Blumenauer Calls for New DEA Leadership
Washington, DC – Following recent comments by Drug Enforcement Administration (DEA) Acting Administrator Chuck Rosenberg, calling medical marijuana “a joke,” today on the House floor, Representative Earl Blumenauer (OR-03) called for new DEA leadership.
To follow are Congressman Blumenauer’s remarks as prepared. Click here to watch his speech.
“Chuck Rosenberg, the Acting Administrator of the Drug Enforcement Administration, recently called the notion of smoking medical marijuana ‘a joke.’ What is a joke is the job Rosenberg is doing as Acting DEA Administrator. He is an example of an inept, misinformed zealot, who has mismanaged America’s failed policy of marijuana prohibition.
“Americans recognize it’s time for a change in direction to legalize, regulate, and tax marijuana. Fifty-eight percent now support legalization, continuing an upward trend in public opinion polls and at the ballot box.
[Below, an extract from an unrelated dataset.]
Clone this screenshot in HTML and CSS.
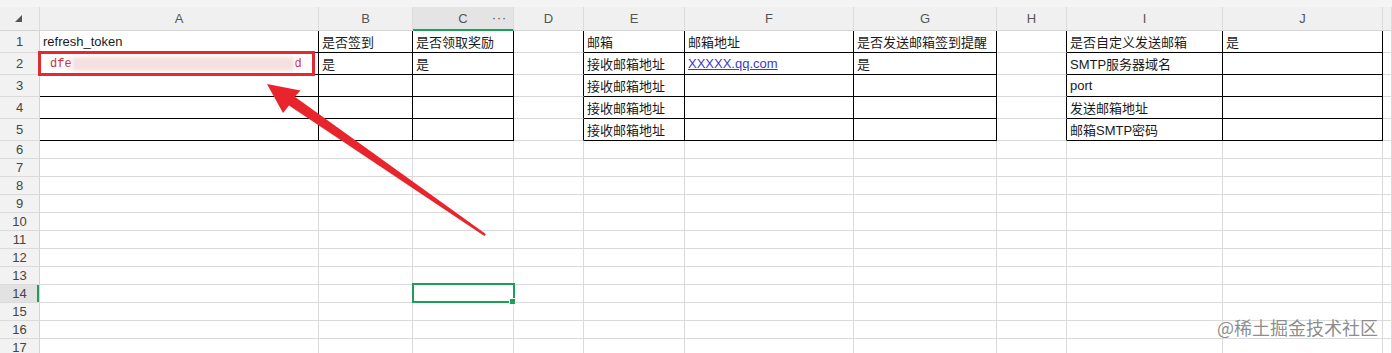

Over 75 percent of the American public supports medical marijuana, as does a majority of American physicians.
“Rosenberg claims medical marijuana is a joke, but the proven therapeutic value of cannabis has prompted 23 states, Guam, and the District of Columbia to approve its medical application, and an additional 17 states have authorized its more limited use.
“Rosenberg’s claim that more research is necessary is true, but reeks of hypocrisy because the DEA under his leadership has made badly needed cannabis research difficult and often impossible. If Rosenberg was doing his job, he would have visited with some of the hundreds of thousands who have found medical marijuana has had a profound effect on their lives and that of their families.
“President Obama is the first sitting president to tell the truth about cannabis. His Administration has not acted to shut down the adult or medical marijuana reforms that are sweeping the country, but sadly it isn’t just his DEA Administrator who is undercutting his policy.
“Earlier this year, the Department of Justice took an outrageously flawed position on the Rohrabacher-Farr amendment that passed with strong, bipartisan support and clearly specified that the federal government should not interfere with state-legal medical marijuana operations. The Department of Justice and the DEA contends that it only prevents action against states, not individuals. This is a ridiculous interpretation of the law and caused a federal court in California to rule this interpretation defies language and logic, in deciding against them.
“More recently, the Senate passed the MilCon-VA Appropriations bill, which included an amendment offered by my colleague in Oregon, Senator Merkley, mirroring my legislation to allow VA doctors to recommend medical marijuana to their patients in accordance with state law. Yet on November 13, the Department of Veterans Affairs indicated they won’t allow doctors and patients to participate in state-legal marijuana laws, even if this bill becomes law.
“Sadly, these actions by Administration officials are indicative of a throwback ideology rooted in the failed War on Drugs, which needs to stop. They do not reflect the overwhelming body of evidence about the effects of medical marijuana, the reforms happening at the state level and in Congress, or the opinion of the American people. They don’t reflect the statements by the President himself and the official policy promulgated by former Deputy Attorney General Cole outlining the Administration’s commitment to stay out of the way of state marijuana laws.
“There’s overwhelming evidence that marijuana offers relief when nothing else has helped, including as a more effective pain management tool than highly addictive narcotics. Opioid overdoses are skyrocketing, and we have an epidemic of heroin abuse and overdose.
“Sadly the culture of opposition in the federal government continues. On one level we have this amazing progress at the state and local level. We’ve made significant progress here in Congress, with the introduction of over 20 bills in both chambers dealing with the federal treatment of cannabis and hemp and the successful votes on three amendments in the House and three in Senate committees in this Congress.
“This culture needs to change. Leadership needs to change. Rosenberg is clearly not the right fit for the DEA in this Administration. I would hope that the President directs the heads of all relevant agencies to adjust their policies, clarify regulations that deal with marijuana laws, establish policies that reflect changing state laws, and most important, reflect the President’s own position. He has said he has bigger fish to fry than interfere with state legalization efforts. It’s time that the rest of his Administration gets on board. It should start with a new head of the Drug Enforcement Administration.”